ところで黒井さんは北欧へ調査に行かれたんですよね。

【黒井】日弁連の委員会委員として2014年と2017年に、ノルウェー、スウェーデン、フィンランドを訪問し、それぞれの国の被害者支援の仕組みについて、調査を行ってきました。

各国の状況

【安藤】犯罪被害者に関して北欧の実情をお話いただけますか。

【黒井】大きく分けて被害補償の面と、法的な弁護士の制度の面というのがあって、ノルウェーでもスウェーデンでも被害補償を取り扱う省庁があります。ノルウェーは慰謝料的な部分について国が先に補償として払ってしまうといった制度。スウェーデンは、被害者が裁判をして、判決を取って、強制執行してうまくいかなかった場合は国がそれを代わりに強制執行したり、それでも取れなければ被害者に立て替えるということをしています。その辺が日本と全然違うところです。もう一つは、弁護士制度です。ノルウェー、スウェーデン、フィンランドも同じような制度があります。昔の国選弁護人のように、裁判所が名簿を持っていて加害者が逮捕されたとか事件が発生したときには、その通知が行って、裁判所から、弁護士が被害者のところに派遣されてきて、相談に応じたりするという制度が整っていて、資力基準も全然ないです。性犯罪から導入が進められていたんですけども、現時点では暴力犯罪についても広く国費による弁護制度が普及しています。また、私達が調べた限りではアメリカでも州によって、そういう制度があるようです。

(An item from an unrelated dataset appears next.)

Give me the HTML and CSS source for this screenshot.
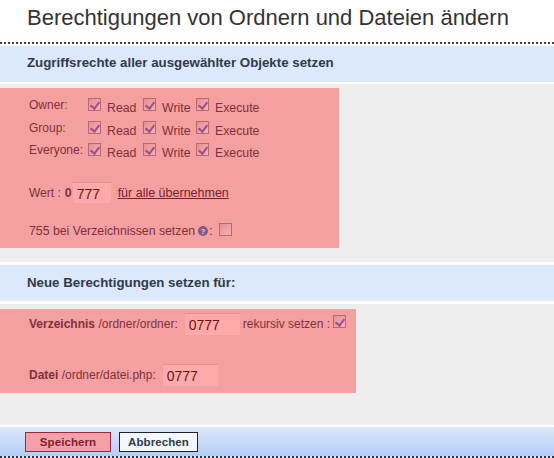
FILE: index.html
```html
<!DOCTYPE html>
<html lang="de">
<head>
<meta charset="utf-8">
<title>Berechtigungen</title>
<link rel="stylesheet" href="styles.css">
</head>
<body>
<h1 class="title">Berechtigungen von Ordnern und Dateien ändern</h1>
<div class="content">
  <h2 class="bar">Zugriffsrechte aller ausgewählter Objekte setzen</h2>
  <div class="panel panel-a">
    <div class="perms">
      <span class="who">Owner:</span>
      <input type="checkbox" class="cb" checked><span class="lbl">Read</span>
      <input type="checkbox" class="cb" checked><span class="lbl">Write</span>
      <input type="checkbox" class="cb" checked><span class="lbl">Execute</span>
      <span class="who">Group:</span>
      <input type="checkbox" class="cb" checked><span class="lbl">Read</span>
      <input type="checkbox" class="cb" checked><span class="lbl">Write</span>
      <input type="checkbox" class="cb" checked><span class="lbl">Execute</span>
      <span class="who">Everyone:</span>
      <input type="checkbox" class="cb" checked><span class="lbl">Read</span>
      <input type="checkbox" class="cb" checked><span class="lbl">Write</span>
      <input type="checkbox" class="cb" checked><span class="lbl">Execute</span>
    </div>
    <div class="wert">
      <span class="wert-label">Wert :</span><b class="zero">0</b><input class="field field-s" value="777"><a href="#" class="apply">für alle übernehmen</a>
    </div>
    <div class="dirs">
      <span>755 bei Verzeichnissen setzen</span>
      <svg class="help" width="10" height="10" viewBox="0 0 10 10"><circle cx="5" cy="5" r="5" fill="#7e5a8c"/><text x="5" y="8" font-size="8" font-weight="700" font-family="Liberation Sans" text-anchor="middle" fill="#f0c8d0">?</text></svg>
      <span>:</span>
      <input type="checkbox" class="cb">
    </div>
  </div>
  <h2 class="bar bar-2">Neue Berechtigungen setzen für:</h2>
  <div class="panel panel-b">
    <div class="line">
      <span><b>Verzeichnis</b> /ordner/ordner:</span><input class="field" value="0777"><span>rekursiv setzen :</span><input type="checkbox" class="cb cb-top" checked>
    </div>
    <div class="line line-2">
      <span><b>Datei</b> /ordner/datei.php:</span><input class="field" value="0777">
    </div>
  </div>
</div>
<div class="footer">
  <button class="btn btn-save">Speichern</button>
  <button class="btn">Abbrechen</button>
</div>
</body>
</html>
```
FILE: styles.css
```css
* { box-sizing: border-box; }
html, body { margin: 0; height: 458px; overflow: hidden; }
body {
  font-family: "Liberation Sans", Arial, sans-serif;
  font-size: 12.3px;
  color: #80303a;
  background: #fff;
  display: flex;
  flex-direction: column;
}
.title {
  margin: 0;
  height: 44px;
  padding: 6px 0 0 27px;
  font-size: 22px;
  line-height: 24px;
  font-weight: 400;
  color: #333;
  border-bottom: 2px dotted #444;
  white-space: nowrap;
}
.content {
  flex: 1;
  background: #eee;
}
.bar {
  margin: 0;
  height: 40px;
  padding-left: 27px;
  font-size: 13.3px;
  line-height: 34px;
  font-weight: 700;
  color: #2f3a4c;
  background: #dce8fb;
  border-top: 2px solid #fff;
  border-bottom: 2px solid #fff;
}
.bar-2 {
  height: 42px;
  margin-top: 14px;
  line-height: 36px;
  border-top: 3px solid #fff;
  border-bottom: 3px solid #fff;
}
.panel {
  background: #f4a0a0;
  padding-left: 29px;
}
.panel-a { width: 339px; height: 160px; padding-top: 10px; margin-top: 4px; }
.panel-b { width: 356px; height: 84px; padding-top: 4px; margin-top: 5px; font-size: 12px; }
.perms {
  display: grid;
  grid-template-columns: 59px 19px 36px 19px 34px 19px auto;
  justify-content: start;
  grid-auto-rows: 22.5px;
  align-items: start;
}
.who { line-height: 14px; font-size: 12px; }
.lbl { line-height: 14px; padding-top: 3px; }
.cb {
  appearance: none;
  -webkit-appearance: none;
  position: relative;
  width: 13px;
  height: 13px;
  margin: 0;
  background: linear-gradient(135deg, #e88e92, #f6b2b6);
  border: 1px solid #b8686e;
}
.cb:checked::after {
  content: "";
  position: absolute;
  left: 3px;
  top: 1px;
  width: 4px;
  height: 7px;
  border: solid #9a5090;
  border-width: 0 2px 2px 0;
  transform: rotate(38deg);
}
.wert {
  display: flex;
  align-items: center;
  height: 24px;
  margin-top: 15px;
}
.wert-label { font-size: 12px; }
.zero { margin: 0 1px 0 4px; }
.field {
  width: 55px;
  height: 22px;
  margin: 0;
  padding: 1px 3px 0 4px;
  border: 0;
  border-top: 1px solid #f08c8c;
  background: #ffaaaa;
  color: #6a1414;
  font: 14px "Liberation Sans", Arial, sans-serif;
}
.field-s { width: 38px; height: 21px; }
.apply { margin-left: 7px; color: #7a2030; font-size: 12.5px; }
.dirs {
  display: flex;
  align-items: center;
  height: 16px;
  margin-top: 18px;
}
.help { margin-left: 3px; margin-right: 1px; }
.dirs .cb { margin-left: 6px; margin-top: -3px; }
.line {
  display: flex;
  align-items: flex-start;
  height: 22px;
}
.line > span { line-height: 22px; }
.line > .field { margin: 0 3px 0 7px; }
.line-2 { margin-top: 29px; }
.cb-top { margin-top: 2px; margin-left: 3px; }
.footer {
  height: 33px;
  padding: 5px 0 0 25px;
  display: flex;
  gap: 8px;
  align-items: flex-start;
  background: linear-gradient(#dde8fc, #b4cdf6);
  border-top: 2px solid #fff;
  border-bottom: 2px dotted #333;
}
.btn {
  height: 20px;
  padding: 0 8px;
  font: 700 11.5px "Liberation Sans", Arial, sans-serif;
  color: #2f3a4c;
  background: #f4f7fd;
  border: 1px solid #223;
  border-radius: 0;
  letter-spacing: 0.1px;
}
.btn-save {
  width: 86px;
  color: #80202c;
  background: #f4a0a8;
  border-color: #a02838;
}
```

【安藤】「ノルウェー・スウェーデン・フィンランド犯罪被害者支援制度に関する調査報告書~2014・2017北欧調査結果~」が日弁連のHPでも公開されていますね。ちなみに諸外国の話が出ましたので諸外国の法テラスに対応する組織の利用方法について、私から少し説明しますと、例えばアメリカ、イギリス、韓国は、いずれも給付が原則になっているようです。日本の民事扶助が立替償還制度をとっているというのは、諸外国と比べるとイレギュラーな状態のようです。こういった点を踏まえて、皆様に今一度、公費の割り当てが少ない、あるいはないという状態に対してのお考えをお伺いいたします。